Many such cases are not made public as victims do not come forward, says Malaysian Medical Association president Datuk Dr M. Subramaniam.
“Some complain, some don’t; but if you do decide to go under the knife, please be very certain of that person’s qualifications,” he said, adding that only qualified plastic surgeons are allowed to carry out invasive procedures such as liposuction.
His comments come following the death of 23-year-old Coco Siew on Saturday.
Siew died allegedly after undergoing a liposuction procedure at a beauty salon in Kuala Lumpur, which apparently does not have a licence.
Malaysian Association of Plastic Aesthetics and Craniomaxillofacial Surgeons president Dr V. Regunathan said liposuction is generally a safe procedure if carried out by qualified professionals in a proper setting.

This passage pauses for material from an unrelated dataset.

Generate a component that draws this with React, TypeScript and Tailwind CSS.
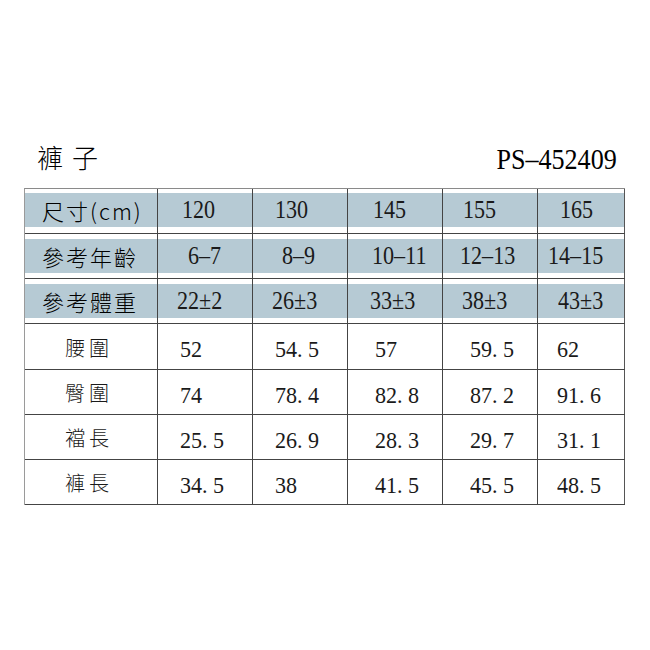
import React from "react";

type Cell = { v: string; pl: string };

const colW = ["w-[133px]", "w-[95px]", "w-[95px]", "w-[95px]", "w-[95px]", "w-[87px]"];

const headRows: { label: string; band: string; cells: Cell[] }[] = [
  {
    label: "尺寸(cm)",
    band: "pt-[4px]",
    cells: [
      { v: "120", pl: "pl-[24px]" },
      { v: "130", pl: "pl-[22px]" },
      { v: "145", pl: "pl-[25px]" },
      { v: "155", pl: "pl-[20px]" },
      { v: "165", pl: "pl-[22px]" },
    ],
  },
  {
    label: "參考年齡",
    band: "pt-[5px]",
    cells: [
      { v: "6–7", pl: "pl-[30px]" },
      { v: "8–9", pl: "pl-[29px]" },
      { v: "10–11", pl: "pl-[24px]" },
      { v: "12–13", pl: "pl-[17px]" },
      { v: "14–15", pl: "pl-[10px]" },
    ],
  },
  {
    label: "參考體重",
    band: "pt-[5px]",
    cells: [
      { v: "22±2", pl: "pl-[19px]" },
      { v: "26±3", pl: "pl-[19px]" },
      { v: "33±3", pl: "pl-[22px]" },
      { v: "38±3", pl: "pl-[19px]" },
      { v: "43±3", pl: "pl-[20px]" },
    ],
  },
];

const bodyPl = ["pl-[22px]", "pl-[22px]", "pl-[27px]", "pl-[27px]", "pl-[19px]"];

const bodyRows: { label: string; h: string; vals: string[] }[] = [
  { label: "腰圍", h: "h-[46px]", vals: ["52", "54.5", "57", "59.5", "62"] },
  { label: "臀圍", h: "h-[45px]", vals: ["74", "78.4", "82.8", "87.2", "91.6"] },
  { label: "襠長", h: "h-[45px]", vals: ["25.5", "26.9", "28.3", "29.7", "31.1"] },
  { label: "褲長", h: "h-[45px]", vals: ["34.5", "38", "41.5", "45.5", "48.5"] },
];

function Num({ v }: { v: string }) {
  // period takes a full digit width, like half-width mincho digits
  const parts = v.split(".");
  return (
    <span className="inline-block origin-left scale-x-[0.92] font-['Liberation_Serif','DejaVu_Serif','Times_New_Roman',serif] text-[24px] leading-none text-[#1a1a1a]">
      {parts[0]}
      {parts.length > 1 && (
        <>
          <span className="inline-block w-[12px]">.</span>
          {parts[1]}
        </>
      )}
    </span>
  );
}

export default function App() {
  return (
    <div className="w-[650px] h-[650px] bg-white font-['Noto_Sans_CJK_TC']">
      <div className="h-[188px] flex items-end justify-between pl-[37px] pr-[33px] pb-[14px]">
        <span className="mb-[4px] text-[26px] leading-none tracking-[9px] font-light text-black">
          褲子
        </span>
        <span className="inline-block origin-right scale-x-[0.9] font-['Liberation_Serif','DejaVu_Serif','Times_New_Roman',serif] text-[29px] leading-none text-black">
          PS–452409
        </span>
      </div>

      <div className="ml-[24px] w-[601px] border-l border-l-[#9a9a9a] border-t border-t-[#8a8a8a]">
        {headRows.map((row) => (
          <div key={row.label} className="flex h-[45px] border-b border-[#444]">
            <div className={`${colW[0]} shrink-0 border-r border-[#444] ${row.band}`}>
              <div className="h-[34px] bg-[#b6cad4] flex items-center pl-[17px] text-[22px] tracking-[2px] font-light text-black">
                {row.label}
              </div>
            </div>
            {row.cells.map((c, i) => (
              <div
                key={i}
                className={`${colW[i + 1]} shrink-0 border-r ${i === 4 ? "border-[#555]" : "border-[#444]"} ${row.band}`}
              >
                <div className={`h-[34px] bg-[#b6cad4] flex items-center ${c.pl}`}>
                  <span className="inline-block origin-left scale-x-[0.85] font-['Liberation_Serif','DejaVu_Serif','Times_New_Roman',serif] text-[26px] leading-none text-[#1a1a1a] whitespace-nowrap">
                    {c.v}
                  </span>
                </div>
              </div>
            ))}
          </div>
        ))}

        {bodyRows.map((row) => (
          <div key={row.label} className={`flex ${row.h} border-b border-[#444]`}>
            <div className={`${colW[0]} shrink-0 border-r border-[#444] flex items-center pl-[40px] pt-[2px]`}>
              <span className="text-[20px] leading-none tracking-[4px] font-light text-[#1a1a1a]">
                {row.label}
              </span>
            </div>
            {row.vals.map((v, i) => (
              <div
                key={i}
                className={`${colW[i + 1]} shrink-0 border-r ${i === 4 ? "border-[#555]" : "border-[#444]"} flex items-center pt-[5px] ${bodyPl[i]}`}
              >
                <Num v={v} />
              </div>
            ))}
          </div>
        ))}
      </div>
    </div>
  );
}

“It is a hospital-based procedure which is done in an operating theatre.
“If large volumes of fat is taken out, then the patient will be put under general anaesthesia,” he said.
The patient will then be warded for observation for about two days before being discharged.
However, he cautioned that there have also been incidents of deaths when professionals do the task and most of them were caused by anaesthetic complications or from lack of proper observation.
As invasive procedures like liposuction can only be done by qualified surgeons, Dr Regunathan said local councils should look into establishments that promote such services without proper qualifications.
“They can take action on them for offering services that go beyond their territory. It is a crime for anyone without the right qualifications to perform invasive procedures,” he said.
President of the Association of International Certified Aesthetician Malaysia (AICA) Prof Dr Ng Wee Kiong said authorities have a role to play in ensuring the strict compliance of ethics by players in the industry.
“There is a lack of enforcement by the Health Ministry as most laws focus on the pharmaceutical and medical professions but not the beauty industry,” he claimed.
“The ministry should work hand in hand with the beauty associations to form an effective standards and control mechanism to ensure consumers’ safety and well-being,” he said in a statement.
He said AICA had previously stressed that services like breast implantation, liposuction and any related plastic surgeries are not within beauticians’ scope of services and they should not be providing them.
The association, he said, will be launching the Beauty Therapist & Aesthetic Medical Specialist Guidelines soon to serve as a foundation for beauty professionals to maintain the proper standards and ethics.